*Problem to work on:*
Scan the data below for the string "screenshot". Show every line where it turns up.

*Records to use:*
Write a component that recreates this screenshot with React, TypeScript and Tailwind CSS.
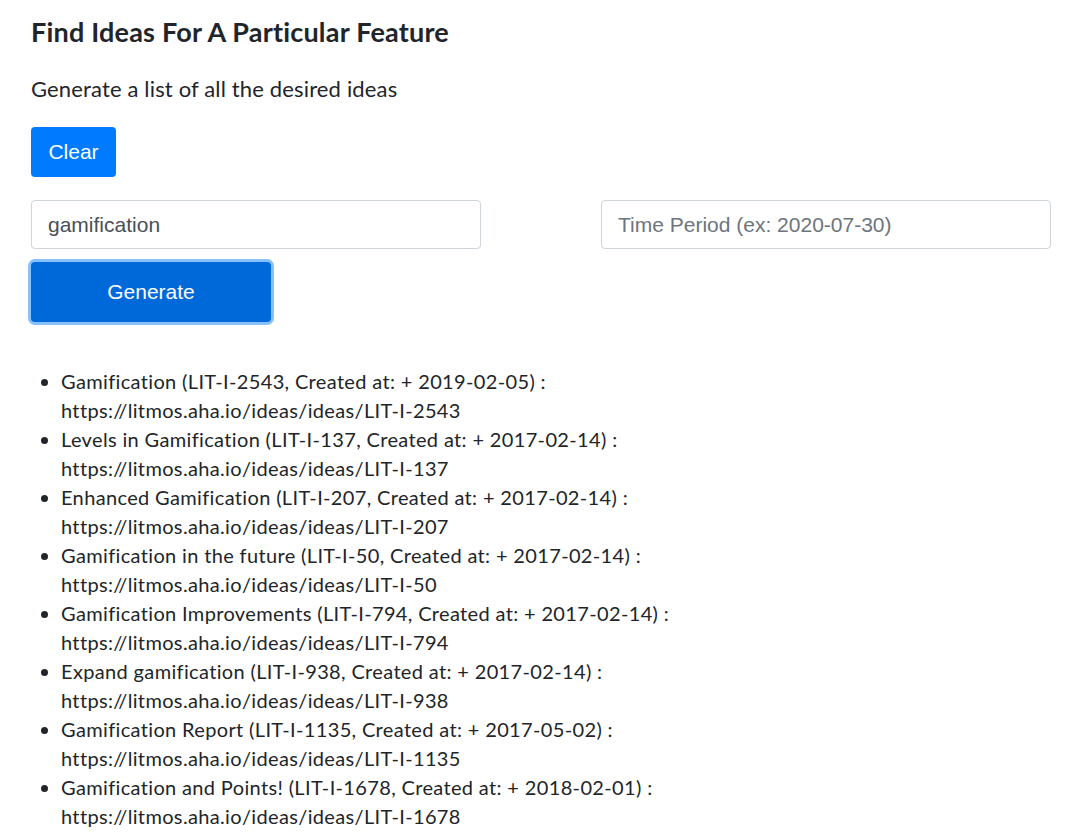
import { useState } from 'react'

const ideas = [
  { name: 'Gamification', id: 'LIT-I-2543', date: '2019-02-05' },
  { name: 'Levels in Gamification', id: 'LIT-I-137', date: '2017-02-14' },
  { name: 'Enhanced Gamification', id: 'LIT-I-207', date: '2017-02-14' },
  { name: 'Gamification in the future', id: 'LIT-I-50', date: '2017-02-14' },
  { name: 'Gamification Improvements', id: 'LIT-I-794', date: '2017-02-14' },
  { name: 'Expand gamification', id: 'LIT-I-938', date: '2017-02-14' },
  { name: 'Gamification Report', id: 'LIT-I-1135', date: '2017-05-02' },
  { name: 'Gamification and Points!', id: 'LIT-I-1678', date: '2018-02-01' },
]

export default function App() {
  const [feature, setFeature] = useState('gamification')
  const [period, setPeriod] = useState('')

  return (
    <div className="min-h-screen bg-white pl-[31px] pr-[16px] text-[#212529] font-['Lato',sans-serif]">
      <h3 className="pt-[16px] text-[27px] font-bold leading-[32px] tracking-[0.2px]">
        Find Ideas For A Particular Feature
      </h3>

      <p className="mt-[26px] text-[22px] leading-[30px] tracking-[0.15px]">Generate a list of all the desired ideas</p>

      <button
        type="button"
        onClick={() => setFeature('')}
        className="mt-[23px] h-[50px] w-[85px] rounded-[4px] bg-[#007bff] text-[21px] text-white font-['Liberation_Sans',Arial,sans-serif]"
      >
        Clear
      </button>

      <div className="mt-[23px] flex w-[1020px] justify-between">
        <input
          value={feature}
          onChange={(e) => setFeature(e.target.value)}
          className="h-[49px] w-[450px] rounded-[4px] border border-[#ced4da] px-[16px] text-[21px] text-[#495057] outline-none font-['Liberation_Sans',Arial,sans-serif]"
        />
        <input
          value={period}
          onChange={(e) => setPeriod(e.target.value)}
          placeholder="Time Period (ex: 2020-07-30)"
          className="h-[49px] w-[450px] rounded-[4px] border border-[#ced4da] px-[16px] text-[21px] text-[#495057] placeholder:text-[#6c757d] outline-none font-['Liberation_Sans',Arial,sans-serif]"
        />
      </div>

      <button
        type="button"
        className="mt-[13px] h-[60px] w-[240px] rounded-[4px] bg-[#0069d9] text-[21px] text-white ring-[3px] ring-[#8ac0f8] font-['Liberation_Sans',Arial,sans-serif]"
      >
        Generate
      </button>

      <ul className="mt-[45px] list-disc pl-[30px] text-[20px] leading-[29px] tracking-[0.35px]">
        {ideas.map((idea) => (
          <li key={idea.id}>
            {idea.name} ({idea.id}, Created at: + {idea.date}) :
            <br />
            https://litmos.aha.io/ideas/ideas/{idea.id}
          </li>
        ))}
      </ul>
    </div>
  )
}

* * *

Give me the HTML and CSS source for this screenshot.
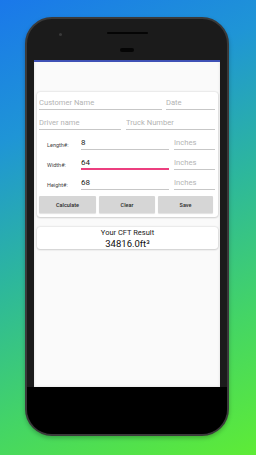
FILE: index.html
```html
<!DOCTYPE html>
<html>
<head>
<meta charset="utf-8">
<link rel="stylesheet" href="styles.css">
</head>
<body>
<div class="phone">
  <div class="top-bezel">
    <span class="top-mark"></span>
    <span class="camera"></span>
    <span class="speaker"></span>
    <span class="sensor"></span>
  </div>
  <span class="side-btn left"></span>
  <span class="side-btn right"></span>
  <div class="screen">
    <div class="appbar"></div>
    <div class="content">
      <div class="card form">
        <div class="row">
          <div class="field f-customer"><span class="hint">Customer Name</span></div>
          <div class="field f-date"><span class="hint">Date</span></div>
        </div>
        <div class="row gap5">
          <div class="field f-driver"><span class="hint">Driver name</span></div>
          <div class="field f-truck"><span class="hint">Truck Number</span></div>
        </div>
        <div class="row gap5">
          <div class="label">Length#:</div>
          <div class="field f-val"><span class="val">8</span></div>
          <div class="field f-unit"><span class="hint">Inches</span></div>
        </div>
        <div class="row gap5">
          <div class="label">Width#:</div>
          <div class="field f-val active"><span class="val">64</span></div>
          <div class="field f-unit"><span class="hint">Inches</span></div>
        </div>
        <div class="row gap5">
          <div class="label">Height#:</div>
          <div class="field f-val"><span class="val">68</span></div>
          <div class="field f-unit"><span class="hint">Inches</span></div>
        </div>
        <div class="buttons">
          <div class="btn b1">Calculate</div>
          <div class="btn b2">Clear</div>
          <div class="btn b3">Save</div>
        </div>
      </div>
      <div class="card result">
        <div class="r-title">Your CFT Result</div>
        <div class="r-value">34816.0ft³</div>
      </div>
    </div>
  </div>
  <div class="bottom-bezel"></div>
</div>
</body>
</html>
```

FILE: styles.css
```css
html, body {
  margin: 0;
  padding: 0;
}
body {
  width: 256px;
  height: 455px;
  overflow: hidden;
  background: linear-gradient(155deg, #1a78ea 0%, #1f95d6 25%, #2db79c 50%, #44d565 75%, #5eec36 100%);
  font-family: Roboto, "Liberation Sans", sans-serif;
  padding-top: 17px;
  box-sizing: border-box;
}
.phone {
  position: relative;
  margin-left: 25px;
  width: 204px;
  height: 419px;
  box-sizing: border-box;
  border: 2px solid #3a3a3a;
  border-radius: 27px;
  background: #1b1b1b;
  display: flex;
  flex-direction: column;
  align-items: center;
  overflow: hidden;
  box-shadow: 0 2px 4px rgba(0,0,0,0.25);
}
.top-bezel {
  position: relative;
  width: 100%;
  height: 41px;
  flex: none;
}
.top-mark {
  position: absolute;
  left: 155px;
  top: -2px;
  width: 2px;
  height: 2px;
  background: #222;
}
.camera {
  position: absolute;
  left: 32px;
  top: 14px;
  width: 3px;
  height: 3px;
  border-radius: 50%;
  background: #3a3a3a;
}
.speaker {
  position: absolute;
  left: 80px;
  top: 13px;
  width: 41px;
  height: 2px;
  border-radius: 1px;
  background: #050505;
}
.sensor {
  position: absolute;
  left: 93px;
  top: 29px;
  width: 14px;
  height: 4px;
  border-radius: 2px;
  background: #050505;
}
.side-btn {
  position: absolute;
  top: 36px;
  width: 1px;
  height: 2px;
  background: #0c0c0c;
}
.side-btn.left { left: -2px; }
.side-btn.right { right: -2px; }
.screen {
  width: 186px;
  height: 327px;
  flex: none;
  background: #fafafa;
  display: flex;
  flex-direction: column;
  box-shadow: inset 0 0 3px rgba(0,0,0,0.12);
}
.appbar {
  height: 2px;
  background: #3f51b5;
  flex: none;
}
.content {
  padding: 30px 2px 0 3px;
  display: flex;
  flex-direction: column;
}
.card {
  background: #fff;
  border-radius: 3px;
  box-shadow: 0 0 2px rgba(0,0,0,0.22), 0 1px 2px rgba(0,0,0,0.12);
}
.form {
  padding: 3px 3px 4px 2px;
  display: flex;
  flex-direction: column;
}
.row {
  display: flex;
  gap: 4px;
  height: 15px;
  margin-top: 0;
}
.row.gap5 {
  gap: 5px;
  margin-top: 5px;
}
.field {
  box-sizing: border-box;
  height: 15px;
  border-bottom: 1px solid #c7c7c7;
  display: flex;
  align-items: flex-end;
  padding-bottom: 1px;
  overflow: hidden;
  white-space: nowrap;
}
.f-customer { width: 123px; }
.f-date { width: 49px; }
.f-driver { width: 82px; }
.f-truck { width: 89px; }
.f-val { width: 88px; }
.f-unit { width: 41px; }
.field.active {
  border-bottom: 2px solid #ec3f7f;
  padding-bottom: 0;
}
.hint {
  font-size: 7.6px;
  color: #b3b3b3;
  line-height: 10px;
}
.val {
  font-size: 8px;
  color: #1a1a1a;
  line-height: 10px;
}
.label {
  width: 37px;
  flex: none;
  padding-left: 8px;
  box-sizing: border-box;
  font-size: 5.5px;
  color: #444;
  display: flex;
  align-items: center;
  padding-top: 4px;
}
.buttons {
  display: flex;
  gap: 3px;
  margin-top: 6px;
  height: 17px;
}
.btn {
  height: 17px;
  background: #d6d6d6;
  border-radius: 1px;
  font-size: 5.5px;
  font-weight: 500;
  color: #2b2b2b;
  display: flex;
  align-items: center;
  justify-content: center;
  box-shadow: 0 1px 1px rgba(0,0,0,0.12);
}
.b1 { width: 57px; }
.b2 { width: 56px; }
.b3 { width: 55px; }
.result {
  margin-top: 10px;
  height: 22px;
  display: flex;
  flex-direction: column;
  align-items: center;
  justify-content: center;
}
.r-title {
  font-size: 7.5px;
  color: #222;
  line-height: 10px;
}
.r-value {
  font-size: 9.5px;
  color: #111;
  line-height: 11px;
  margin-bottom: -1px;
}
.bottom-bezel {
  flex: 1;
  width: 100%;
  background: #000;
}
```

*Full solution:*
Write a component that recreates this screenshot with React, TypeScript and Tailwind CSS.
Give me the HTML and CSS source for this screenshot.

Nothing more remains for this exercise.